Este texto marca o início de um novo ciclo pra mim. O retorno de Saturno vem e com ele as mudanças também. Muita coisa tem mudado aqui dentro, a começar pelo meu movimento de voltar a falar. E é impossível falar do meu processo de retomar à fala sem voltar lá atrás, onde tudo começou.
Já faz uns anos que eu sentia a minha vida passando e eu a estava olhando passar pela minha frente, inerte, sem conseguir me mover. Não é o que parece de fora. Por fora eu sou a pessoa dos movimentos, nem todos os movimentos que faço parte estou em evidência, mas estou por detrás dos bastidores de muitos movimentos. E não digo movimento social, deste também já fiz parte, me organizando coletivamente, falo de diversos movimentos, de projetos artísticos, culturais e de ações sociais.
Mas por dentro eu me sentia sufocada, por muito tempo, já faz muito tempo. O sufocamento começou na infância, desde que eu nasci e vim a este mundo que insiste em negar voz e vez às pessoas de cor. E assim, pra atender às exigências da sociedade, que quer adestrar todas as culturas pra que a Europa seja o centro de tudo, fui criada pra ser uma pessoa polida.
Eu, que fui uma criança falante, sorridente, criativa, dançava muito, cantava, falava alto, gargalhava, falava demais, respondona demais, fui pouco a pouco sendo podada. Não culpo meus pais de forma alguma, eles fizeram o melhor deles, só estavam seguindo as regras de etiqueta da sociedade.

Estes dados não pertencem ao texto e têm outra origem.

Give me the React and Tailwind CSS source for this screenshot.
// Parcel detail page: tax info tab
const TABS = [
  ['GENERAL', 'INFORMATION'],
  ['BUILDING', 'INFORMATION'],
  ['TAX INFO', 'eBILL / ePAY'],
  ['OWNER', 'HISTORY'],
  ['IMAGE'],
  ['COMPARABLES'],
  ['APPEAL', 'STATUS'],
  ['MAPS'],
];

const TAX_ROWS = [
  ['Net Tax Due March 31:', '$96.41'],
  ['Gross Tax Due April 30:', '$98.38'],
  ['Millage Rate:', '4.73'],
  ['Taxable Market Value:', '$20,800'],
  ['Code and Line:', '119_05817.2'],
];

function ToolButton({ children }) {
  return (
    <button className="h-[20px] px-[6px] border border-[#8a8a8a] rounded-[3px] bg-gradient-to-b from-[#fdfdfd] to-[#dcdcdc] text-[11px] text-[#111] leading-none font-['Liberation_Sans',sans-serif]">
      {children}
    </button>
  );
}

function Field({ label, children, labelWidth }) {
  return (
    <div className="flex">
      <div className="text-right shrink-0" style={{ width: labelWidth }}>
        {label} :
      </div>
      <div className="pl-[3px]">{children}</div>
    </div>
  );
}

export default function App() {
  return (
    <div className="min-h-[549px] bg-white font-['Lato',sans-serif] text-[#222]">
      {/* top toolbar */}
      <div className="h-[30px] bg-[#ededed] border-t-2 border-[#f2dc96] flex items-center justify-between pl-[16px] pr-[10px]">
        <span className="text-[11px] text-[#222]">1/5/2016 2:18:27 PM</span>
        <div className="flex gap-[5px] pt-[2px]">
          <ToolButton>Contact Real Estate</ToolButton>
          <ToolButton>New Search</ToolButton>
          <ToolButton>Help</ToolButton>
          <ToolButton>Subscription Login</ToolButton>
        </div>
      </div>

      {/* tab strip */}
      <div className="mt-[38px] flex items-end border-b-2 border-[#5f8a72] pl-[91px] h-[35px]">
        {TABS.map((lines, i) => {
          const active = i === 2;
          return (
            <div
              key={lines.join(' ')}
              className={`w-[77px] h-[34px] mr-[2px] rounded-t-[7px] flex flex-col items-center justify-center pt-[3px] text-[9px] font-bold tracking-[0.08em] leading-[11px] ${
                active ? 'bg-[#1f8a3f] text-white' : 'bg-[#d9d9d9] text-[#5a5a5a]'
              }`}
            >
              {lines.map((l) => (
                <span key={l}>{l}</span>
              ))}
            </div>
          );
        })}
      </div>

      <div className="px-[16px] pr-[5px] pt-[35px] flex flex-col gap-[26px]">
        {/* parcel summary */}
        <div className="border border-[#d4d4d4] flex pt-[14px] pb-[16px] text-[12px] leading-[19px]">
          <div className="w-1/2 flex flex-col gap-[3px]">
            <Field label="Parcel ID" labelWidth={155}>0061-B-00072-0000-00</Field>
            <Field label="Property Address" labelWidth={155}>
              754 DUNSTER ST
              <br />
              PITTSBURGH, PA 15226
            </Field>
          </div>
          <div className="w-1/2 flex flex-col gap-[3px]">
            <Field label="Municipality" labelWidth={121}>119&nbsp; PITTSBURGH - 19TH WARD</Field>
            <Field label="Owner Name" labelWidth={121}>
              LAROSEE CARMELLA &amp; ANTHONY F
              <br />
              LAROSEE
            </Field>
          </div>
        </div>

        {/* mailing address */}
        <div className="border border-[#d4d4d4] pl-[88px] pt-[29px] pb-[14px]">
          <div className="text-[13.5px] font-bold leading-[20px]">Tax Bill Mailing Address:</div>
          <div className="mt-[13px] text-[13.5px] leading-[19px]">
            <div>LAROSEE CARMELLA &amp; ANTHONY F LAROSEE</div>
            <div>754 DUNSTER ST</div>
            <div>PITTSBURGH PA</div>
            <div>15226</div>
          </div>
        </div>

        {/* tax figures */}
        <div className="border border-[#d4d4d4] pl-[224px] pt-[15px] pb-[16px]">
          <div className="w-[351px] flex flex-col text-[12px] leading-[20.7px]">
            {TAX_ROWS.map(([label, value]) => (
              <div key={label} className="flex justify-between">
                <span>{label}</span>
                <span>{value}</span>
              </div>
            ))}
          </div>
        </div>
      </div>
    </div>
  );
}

Até pouco tempo atrás esse sentimento de sufocamento fazia parte de mim. A inquietação de parar de me apequenar e iniciar um processo de fala começou no terreiro, quando fui abraçada pelas entidades que diziam que eu precisava ir atrás do falador (psicólogo), porque precisava de ajuda. E enquanto eu não ia, porque sou muito teimosa, fui buscando formas de falar e botar pra fora o que tinha que sair.
O pontapé inicial foi a série de lives que criei em abril de 2020, o Dandariando, que deriva do segundo nome que adotei pra mim, Jéssica Dandara. Neste mesmo período eu tive um sonho com Iansã, e ela, que é a dona dos meus caminhos, apareceu pra mim na forma de uma mulher com um vestido vermelho e uma adaga na mão, me defendendo de um homem furioso que queria me atacar. Oyá veio me trazendo bons ventos e mostrando que a minha vida tinha que ser mais do que um movimento para os outros, a minha vida precisava caminhar em prol de mim também.

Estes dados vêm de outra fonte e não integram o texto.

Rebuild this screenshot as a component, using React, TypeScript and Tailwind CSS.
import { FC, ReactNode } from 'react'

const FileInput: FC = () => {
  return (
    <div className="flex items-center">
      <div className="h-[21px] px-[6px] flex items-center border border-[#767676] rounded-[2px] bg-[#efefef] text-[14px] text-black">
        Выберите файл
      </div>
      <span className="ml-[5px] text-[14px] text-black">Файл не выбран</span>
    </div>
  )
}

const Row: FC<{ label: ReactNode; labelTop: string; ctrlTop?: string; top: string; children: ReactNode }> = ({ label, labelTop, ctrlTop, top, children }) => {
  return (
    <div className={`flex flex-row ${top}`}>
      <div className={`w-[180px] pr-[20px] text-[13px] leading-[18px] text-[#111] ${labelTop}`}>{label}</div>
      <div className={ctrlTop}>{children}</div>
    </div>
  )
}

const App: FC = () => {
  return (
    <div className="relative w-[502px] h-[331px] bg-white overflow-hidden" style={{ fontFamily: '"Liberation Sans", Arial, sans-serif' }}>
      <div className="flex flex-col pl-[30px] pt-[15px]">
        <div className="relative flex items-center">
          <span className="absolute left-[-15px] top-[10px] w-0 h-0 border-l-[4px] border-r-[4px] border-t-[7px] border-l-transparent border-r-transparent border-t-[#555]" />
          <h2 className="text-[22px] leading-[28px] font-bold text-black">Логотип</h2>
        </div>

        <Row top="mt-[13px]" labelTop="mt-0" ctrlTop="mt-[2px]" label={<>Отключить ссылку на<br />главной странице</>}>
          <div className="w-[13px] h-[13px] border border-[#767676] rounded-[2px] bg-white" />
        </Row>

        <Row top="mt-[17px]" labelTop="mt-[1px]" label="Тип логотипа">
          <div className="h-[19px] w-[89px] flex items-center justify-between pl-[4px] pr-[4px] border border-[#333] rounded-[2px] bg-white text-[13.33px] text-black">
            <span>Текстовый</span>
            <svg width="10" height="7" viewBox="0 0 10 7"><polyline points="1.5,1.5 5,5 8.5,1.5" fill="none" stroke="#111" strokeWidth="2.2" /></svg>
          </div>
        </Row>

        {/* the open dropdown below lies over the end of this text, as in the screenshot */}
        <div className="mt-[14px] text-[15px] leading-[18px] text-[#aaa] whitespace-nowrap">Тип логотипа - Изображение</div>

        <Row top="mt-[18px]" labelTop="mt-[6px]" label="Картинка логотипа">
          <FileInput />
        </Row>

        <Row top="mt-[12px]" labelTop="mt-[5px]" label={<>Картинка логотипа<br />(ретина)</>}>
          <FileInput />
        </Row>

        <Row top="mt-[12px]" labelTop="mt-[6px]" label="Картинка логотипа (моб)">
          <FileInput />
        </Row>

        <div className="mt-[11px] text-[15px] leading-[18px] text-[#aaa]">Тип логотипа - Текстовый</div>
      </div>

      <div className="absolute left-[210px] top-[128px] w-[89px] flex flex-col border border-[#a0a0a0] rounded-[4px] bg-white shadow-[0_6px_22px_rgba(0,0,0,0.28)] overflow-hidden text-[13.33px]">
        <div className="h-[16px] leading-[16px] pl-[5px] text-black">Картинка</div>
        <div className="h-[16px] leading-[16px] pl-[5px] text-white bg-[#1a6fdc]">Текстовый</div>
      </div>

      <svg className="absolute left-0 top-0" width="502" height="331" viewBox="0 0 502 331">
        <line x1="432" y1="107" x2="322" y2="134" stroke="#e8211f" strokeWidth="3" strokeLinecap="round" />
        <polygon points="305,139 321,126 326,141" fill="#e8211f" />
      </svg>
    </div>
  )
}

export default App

O Dandariando se tornou um projeto, rentável, inclusive. No dia 15 de abril lancei o primeiro episódio do Dandariando Podcast, com o Dayrel, criador da página Funkeiros Cults. Neste episódio eu trago um pouco de mim, da minha relação com o funk e com a literatura. Falar dos meus processos só foi possível, além do meu esforço, graças à Orixá, muito banho de folhas, conversas com entidades e psicoterapia.
Quero explicitar que o Dandariando não é e também não o vendo como um projeto político, organizado coletivamente, etc, não tenho pretensão alguma de apresentá-lo assim. Trata-se de um projeto pessoal, mas já faz um tempo que eu escolhi que o meu trabalho deve significar algo relevante, não só a mim. É lógico que eu trato de temáticas sociais com responsabilidade, por tudo que eu aprendi no movimento social, mas essas questões não são pretextos pro podcast acontecer.
O Dandariando faz parte de um momento em que eu retorno a mim mesma. Minha fala de efeito é “As nossas vozes precisam ser ouvidas”, porque é importante se expressar. Falar é existir no mundo, e no podcast eu trago outras pessoas pra falar comigo, porque não quero falar sozinha, porque não existo sozinha no mundo. Eu só estou aqui porque existiram resistências coletivas.
Apesar de toda a consciência política que eu tinha, sobre a importância de transformar a fala em ação, como nos ensinou Audre Lorde, não foi o suficiente pra que eu conseguisse pôr em prática o tanto de aprendizado nos anos de movimento social. Sei que ela fala de questões coletivas, não de vozes silenciadas individualmente, mas às vezes, até pra se organizar politicamente, coletivamente, a gente precisa parar pra se cuidar e retornar a si mesma. Perdidas, não encontramos rumo algum.
Nem todes têm aptidão para a escrita ou fala, mas essas não são as únicas formas de expressão, pois há outras formas de estar no mundo. O audiovisual, artes visuais e imagens também comunicam. Nem todas as formas de se expressar serão entendíveis a todes, mas certamente temos alguma em que nos identificamos para fazer ecoar a nossa voz, que faz com que a gente exista, e tudo faça sentido, e é dessa “alguma” que a gente precisa se apropriar, pra que a nossa existência não seja negada. Não mais.